Max was running water and clattering in the kitchen.

“Max, we need to go buy lottery tickets!”

“Why?”

“My fortune cookie!  Listen to what it says: ‘Today begins your year of financial prosperity.'”

The running water and the clattering stopped. He laughed, “So maybe this is what we’re supposed to do!  Go buy some lottery tickets!”

On that day, the largest jackpot in history was up to 1.6 billion dollars. The odds of winning such an astronomical amount of money in a lottery that huge are 292,291,338 to 1. That alone is a figure I cannot comprehend. Those are the odds of winning. One-point-six-billion dollars is the number of dollars one could win. Not even fathomable.

But the day did produce a lot of collateral response. Social media memes reproduced like rabbits:

“If I ever win the lottery, I’ll stay the same person I am today. My poor decisions, however, will become epic.”

“So far I’ve spent 50 bucks not to be a billionaire.”

“If anyone wins, this will be the one and only time you’ll see a billionaire get taxed accordingly.”

And then there was this vital information: “13 Crazy Things More Likely to Happen than Winning the Powerball Jackpot” according to northjersey.com news.

Here are a few:

  • Be audited by the IRS, odds 1 in 160
  • Get struck by lightning, odds 1 in 15,300
  • Die from a venomous plant or animal, odds 1 in 44,459
  • Experience an asteroid hitting the earth, odds 1 in 75,000

I wager most people who buy lottery tickets don’t consider these odds.  But other odds do exist that are far superior and in your favor for getting a great deal of return on your money. Rather than buy lottery tickets with your tax return, donate or spend what you would have spent to–

  • the Food Pantry. I’d say chances are 100 percent someone will have something to eat because of it.
  • any of the other missions, all worthy, that our church supports.
  • your child’s teacher to buy classroom supplies. Odds are that she or he will be over the moon to have it to spend on materials to help kids learn.
  • buy blankets or stuffed toys to take to the animal shelter. A homeless pup or kitty will be more comfortable for it.
  • buy cards of appreciation to send to health care workers who risk so much every day. A teacher, police officer, or fire fighter would be another worker whose day would be brightened by this.
  • buy or build a Little Free Library to place in front of your house to support reading for neighborhood kids.  For more info: https://littlefreelibrary.org/
  • your local school’s art program, library, or music program, all whose budgets are reduced year after year.
  • any of the charities on this top 30 list for 2022, from children’s charities to the best disaster relief charities and everything in between.  These are nonprofit, vetted organizations.  https://www.gofundme.com/c/blog/best-charities-to-donate-to
  • tons and tons of other needs that exist in the world around you.  You needn’t look very far.

This list is a good start, but I will caution. The financial “returns” of the above list will go to someone or something in need rather than into your pocket.
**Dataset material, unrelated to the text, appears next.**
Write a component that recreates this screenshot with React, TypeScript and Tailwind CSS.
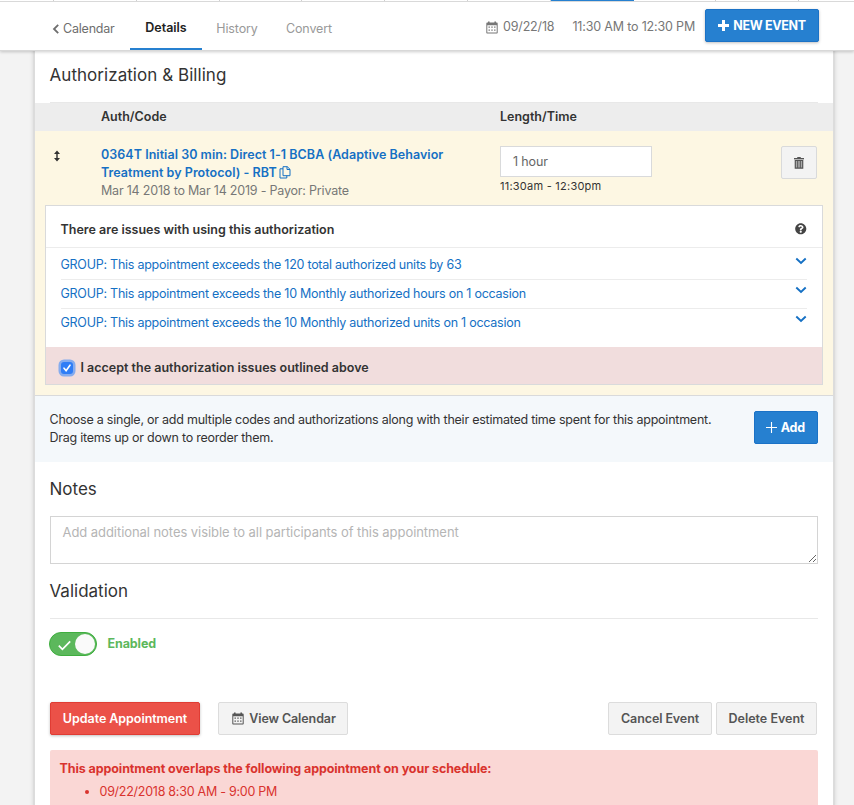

That is not a bad thing, an excellent risk worth taking, immeasurably better than buying lottery tickets. But what you do earn in return profits are invaluable: a sense of “giving-gladness,” great joy, and peace of mind for spending your money wisely.

Odds are very low you will find a fortune cookie that reveals this kind of insider advice. You best look above and deep down for that.  It’s complementary, no take-out order required.